My sister and I were left out in the cold in the wintr of 1990. A kindly woman took us in, and I eventually ended up in the govenor's mansion.
Not a lot of thouht went into my name . . . although President Socks does have a certain ring to it.
There have been times I've been forced to claw my way to the top-most recently on the drapes inthe Lincoln bedroom.
I've already had a vigorous financial impact. Within the first few months of my residency at the White House, merchandise with my pawprint or likeness on it was bringing in megabucks to the country's kitty . . . er, economy.
In only five weeks, for example, the Inaugural Memorabilia store in our nation's capitol sold a thousand Socks t-shirts at $18 each-that's a lot of kibble. Books by, about and for me have continued to keep cash registers purring, and cat magazines clamor for interviews constantly. So I'm not scrounging for scraps; I can certanly earn my keep.
I promise I will not pussyfoot around the issues. Anyone who's seen me hunt squirrels on the White House lawn can vouch for my cunning, persistence and patience.
Unlike previous presidential siblings, my sister Midnight will not be an embarresment to my campaign. Yes, I have tried catnip, but I didn't inhale. Anyway, it's legal.

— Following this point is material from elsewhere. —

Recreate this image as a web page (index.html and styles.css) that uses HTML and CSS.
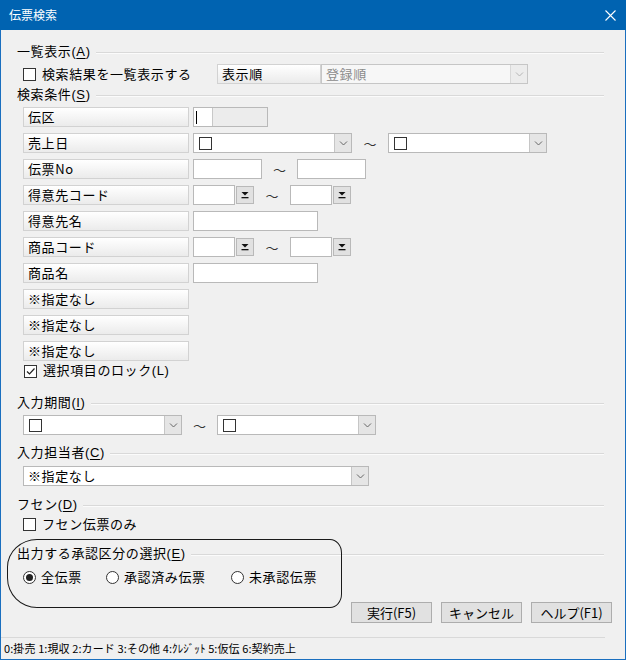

So what if I'm not a pedigree? THe domestic shorthair is a very intelligent breed-and I have street smarts to boot.
The First Cat is tired of playing second fiddle to Bill and Hilary; I want to be a cat with clout. My fur-coated colleagues, together we can play a powerful part in the future of this great country.
What are the issues? We need tougher dog control laws and an end to wasting mice and rats in research labratories.
So remember me on election day and please scratch in your support.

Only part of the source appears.